Dica de Disco

Destemida
2016
Artista: Bande Dessinée


Falar que uma banda hoje em dia é pop virou quase uma ofensa. Não que não tivéssemos ótimos representantes da música popular no Brasil em outras épocas (de Luiz Gonzada, passando por Raul Seixas, até Secos e Molhados, chegando num Novos Baianos), mas, é que a qualidade do pop atual está tão lá embaixo, que é tarefa hercúlea achar algo que preste nesse gênero. Por isso, este disco da Bande Dessinée é reconfortante: tem músicas pra cantar junto, e ainda assim, é um trabalho bem elaborado, descendo redondo.

Tudo chega a ser muito simples no som do grupo aqui. As letras vão na mesma pegada. E, apesar disso, funciona (e, muito). Claro que contribuiu o fato de ter havido mudanças na formação da banda: saíram o baixista Bruno Vitorino e o tecladista André Sette, permitindo assim que o tecladista Ed Staudinger contribuísse mais nas composições, ao lado do guitarrista Barro. O resultado é uma bem-vinda mescla de ritmos e texturas, muitas vezes dançantes e melódicas, mas, que não apelam para soluções fáceis. Pop com conteúdo.


Isso tudo é facilmente perceptível na ótima trinca que abre o disco. Primeiro, temos a canção que dá título ao trabalho, que, ao lado de uma letra esperta ("Eu vou pra rua, saio destemida, de mim não abro mão") é um agradável cartão de visitas. "Satisfaz" tem corpo e alma de Jorge Ben, e de outros grandes nomes do samba rock. A Letra ("Levo vida assim, nesse leva e traz, beijo sem amor não me satisfaz") é mais um óbvio, porém, eficiente recado de que a temática que vai permear o álbum é o empoderamento feminino. E, o melhor: com um discurso bastante consistente, de auto-estima para a mulher.

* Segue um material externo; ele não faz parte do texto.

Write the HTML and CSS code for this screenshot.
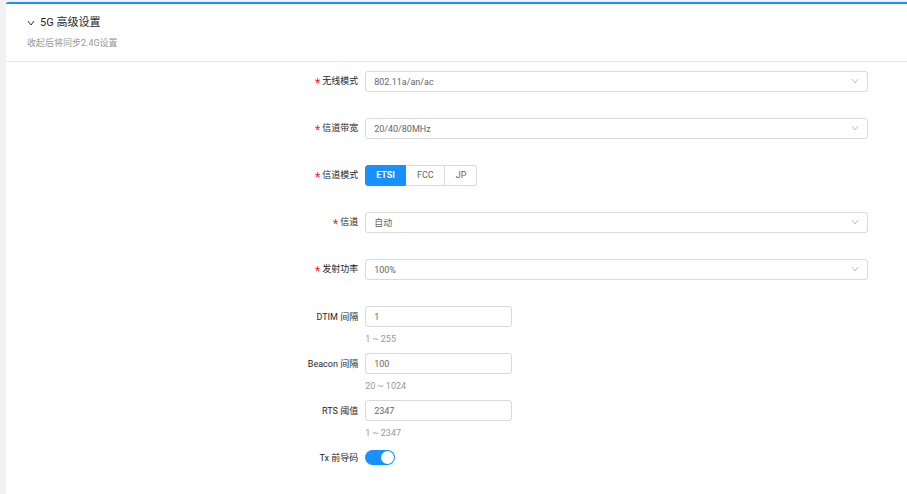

A terceira faixa, "Perdizes", é o que toda banda de tecno-brega deveria fazer caso tivessem conteúdo. Sim, o som é pra dançar em festinhas, bailes e outros inferninhos, mas, ao mesmo tempo, o arranjo é super bem feito. Ah, e a letra é mais um desdém a quem quiser enquadrar as mulheres em qualquer rótulo: "Sou santa, sou solta na vida, sou diva de mim". No entanto, chega a canção seguinte ("Pé na Estrada"), e com ela, o primeiro bola fora do álbum. Não é ruim, mas, no contexto das músicas anteriores, é bem menos trabalhada e pouco inspirada.


Não tem problema, pois, temos agora, a melhor composição do disco, "Sossega o Coração", que começa com um pequeno som de violinos, para começarmos a ouvir o guitarrista Barro num timbre de voz que lembra muito Lenine. A melodia é linda, e a letra é muito poética: "Dava pra ver o céu, o mar e a noite se acender, dava pra ir, a luz no olho e o rosto a reluzir." A futurista "Brise" remonta às canções "francesas" da banda, com clima e ritmo adequados . Música mais introspectiva, mas, agradável.

"Isabelle" é o "soul" da Bande Dessinée. E, é nela que vemos a diferença do grupo para outros artistas alternativos querendo, mais ou menos, fazer o mesmo som, como Céu e Johnny Hooker: aqui, o som é mais orgânico, mais natural, mais desavergonhadamente pop. Pronto. A próxima música, "Estelita", tem novamente a participação de Barro nos vocais. O ritmo cadenciado funciona que é uma beleza; parece até que dá pra vislumbrar aqueles shows descompromissados e undergrounds de um tranquilo final de tarde de sábado.


"Arrefecer" acaba sendo o segundo bola fora do álbum. Excessivamente minimalista, acaba quebrando muito o ritmo do trabalho. A letra, claramente exige uma melodia pouco inspirada. E, o disco se encerra com a boa "Todo Canto é Mar". Mesmo tendo coisas bem melhores aqui, a canção proporciona um desfecho dançante, contagiante e carismático. Outro defeito que o trabalho possui é a postura vocal da cantora Clarice Mendes. Não chega a incomodar, mas, a voz um pouco infantil dela causa certa estranheza (algo facilmente passável com sucessivas audições, diga-se).

No final das contas, estamos diante de um disco pop, e dos bons. Arranjos bem construídos e letras interessantes tornam tudo acessível, sem faltar qualidade. E, sim, podemos dizer que é um álbum, em essência, feminista pela temática que encontramos aqui e acolá; até mais feminista do que o fake "Selvática", da mais fake ainda Karina Buhr. Em tempos de tantas coisas esquecíveis e descartáveis, ouvir "Destemida" é um bálsamo para dançar e pensar (não, necessariamente, nessa ordem).